When it came time to choose how I wanted to tell his story that was very difficult, but pretty early on I made the decision that the film would tell the story through my journey of discovery. I had found that people often either think they are not interested in history or they actually aren’t interested in history because they think it doesn’t matter. They think it’s in the past and the past has nothing to do with who we are today. That is so wrong, and the past has everything to do with who we are today. I wanted to present a person who’s living and breathing now in the world, as a way of helping the story feel more relevant to people in a contemporary setting. 

Photograph of John Ware
Tom Ndekezi Courtesy of the National Film Board of Canada

What would you like viewers to take away from the film as they’re watching it, both about John Ware’s story and about history?

I was trying to make a film for all Canadians, but I knew it might have special resonance for people of African descent or racialized people, or people who are interested in history and feel empowered by hearing this story that they’re not familiar with.

I wanted one of the takeaways to be one of the things you mentioned, which is the beauty of the landscape, the beauty of [Ware’s] life, and just to be able to feel like you were there with him in his world. I wanted people to have a better understanding of Black history in Western Canada and to make the connections between John Ware’s time and the time of my ancestors’ arrival. I wanted people to understand that John Ware was not an anomaly, he was not this lone figure of Blackness.

There’s this lie that gets maintained that there is no racism in Canada or that Canada is not as bad as the United States. Despite that being evidently false, why do you think that view sticks around in spite of all we know?

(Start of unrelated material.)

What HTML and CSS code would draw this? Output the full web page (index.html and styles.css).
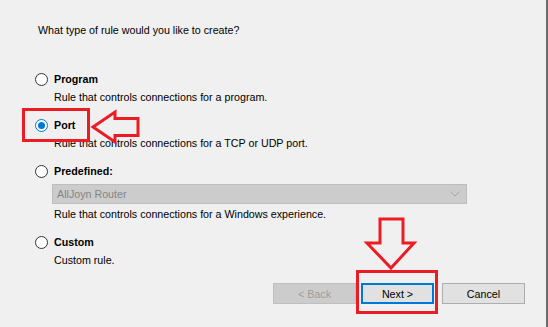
FILE: index.html
```html
<!DOCTYPE html>
<html>
<head>
<meta charset="utf-8">
<link rel="stylesheet" href="styles.css">
</head>
<body>
<div class="page">
  <div class="question">What type of rule would you like to create?</div>
  <div class="options">
    <div class="option">
      <div class="opt-head"><span class="radio"></span><span>Program</span></div>
      <div class="desc">Rule that controls connections for a program.</div>
    </div>
    <div class="option">
      <div class="opt-head"><span class="radio checked"></span><span>Port</span></div>
      <div class="desc">Rule that controls connections for a TCP or UDP port.</div>
    </div>
    <div class="option">
      <div class="opt-head"><span class="radio"></span><span>Predefined:</span></div>
      <div class="combo"><span>AllJoyn Router</span>
        <svg class="chev" width="10" height="6" viewBox="0 0 10 6"><polyline points="0.5,0.5 5,5 9.5,0.5" fill="none" stroke="#a8a8a8" stroke-width="1"/></svg>
      </div>
      <div class="desc">Rule that controls connections for a Windows experience.</div>
    </div>
    <div class="option">
      <div class="opt-head"><span class="radio"></span><span>Custom</span></div>
      <div class="desc">Custom rule.</div>
    </div>
  </div>
  <div class="buttons">
    <div class="btn back">&lt; Back</div>
    <div class="btn next">Next &gt;</div>
    <div class="btn cancel">Cancel</div>
  </div>
  <div class="mark mark-port"></div>
  <div class="mark mark-next"></div>
  <svg class="arrows" width="546" height="327" viewBox="0 0 546 327">
    <polygon points="93,127 115,112 115,118.5 138,118.5 138,135.5 115,135.5 115,142" fill="none" stroke="#ec1c24" stroke-width="3" stroke-linejoin="miter"/>
    <polygon points="380,219 403,219 403,243 414,243 391,268 367,243 380,243" fill="none" stroke="#ec1c24" stroke-width="3" stroke-linejoin="miter"/>
  </svg>
</div>
</body>
</html>
```
FILE: styles.css
```css
html, body {
  margin: 0;
  padding: 0;
  background: #f0f0f0;
}
.page {
  position: relative;
  width: 546px;
  height: 327px;
  background: #f0f0f0;
  border-right: 2px solid #6b6b6b;
  font-family: "Liberation Sans", Arial, sans-serif;
  font-size: 10.7px;
  color: #000;
  overflow: hidden;
}
.question {
  padding: 22px 0 0 38px;
  line-height: 16px;
}
.options {
  margin-top: 33px;
  padding-left: 35px;
  display: flex;
  flex-direction: column;
  gap: 12px;
}
.option {
  display: flex;
  flex-direction: column;
}
.opt-head {
  display: flex;
  align-items: center;
  gap: 6px;
  height: 16px;
  font-weight: bold;
}
.radio {
  width: 13px;
  height: 13px;
  box-sizing: border-box;
  border: 1px solid #333;
  border-radius: 50%;
  background: #fff;
  display: flex;
  align-items: center;
  justify-content: center;
}
.radio.checked {
  border-color: #0078d7;
}
.radio.checked::after {
  content: "";
  width: 7px;
  height: 7px;
  border-radius: 50%;
  background: #0078d7;
}
.desc {
  margin-left: 19px;
  margin-top: 2px;
  line-height: 16px;
}
.combo {
  margin: 5px 0 0 17px;
  width: 415px;
  height: 20px;
  box-sizing: border-box;
  background: #cccccc;
  border: 1px solid #bdbdbd;
  color: #858585;
  display: flex;
  align-items: center;
  justify-content: space-between;
  padding: 0 6px 0 4px;
}
.buttons {
  display: flex;
  justify-content: flex-end;
  margin-top: 15px;
  padding-right: 21px;
}
.btn {
  height: 21px;
  box-sizing: border-box;
  display: flex;
  align-items: center;
  justify-content: center;
  background: #e1e1e1;
  border: 1px solid #adadad;
}
.back {
  width: 83px;
  margin-right: 5px;
  background: #cccccc;
  border-color: #bfbfbf;
  color: #9d9d9d;
}
.next {
  width: 73px;
  margin-right: 8px;
  border: 2px solid #0078d7;
}
.cancel {
  width: 83px;
}
.mark {
  position: absolute;
  box-sizing: border-box;
  border: 3px solid #ec1c24;
}
.mark-port {
  left: 22px;
  top: 108px;
  width: 68px;
  height: 34px;
}
.mark-next {
  left: 356px;
  top: 270px;
  width: 82px;
  height: 44px;
}
.arrows {
  position: absolute;
  left: 0;
  top: 0;
}
```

I don’t know why I get asked that question a lot, and all I can do is ask it back. It’s a conversation that we all have to have, because of course I’m not responsible for that dynamic. I’ve been out here for 30 years telling a different story. You even have to ask, why is it that so few Albertans are familiar with my work? I guess it is a question that I would ask back of people, of your readers, of everybody.

I also am very curious about that metric of comparing to the United States. Why does that happen? What does that have to do with anything when we’re talking about racism? Why do people think that comparing it to another place is an appropriate metric? Why aren’t we just addressing what is happening [here] and what has happened? It is a very curious dynamic and I don’t have the answers, but that’s a question that Canadians really need to reckon with. 

This is totally a speculative question, but what do you imagine or hope John Ware would think or say about the film? 

Of course I hope that he would appreciate my deep respect and reverence for the story and for him. I hope he would feel that I was fair and accurate. Very few people know in their lifetimes that they’re going to be remembered. He simply never would have dreamed that 115 years after his death there would be this medium which he couldn’t even have imagined in his lifetime that would tell his story. I don’t think he lived his life with the intention of leaving a legacy or being remembered. It’s intimidating for people to contemplate that that might happen.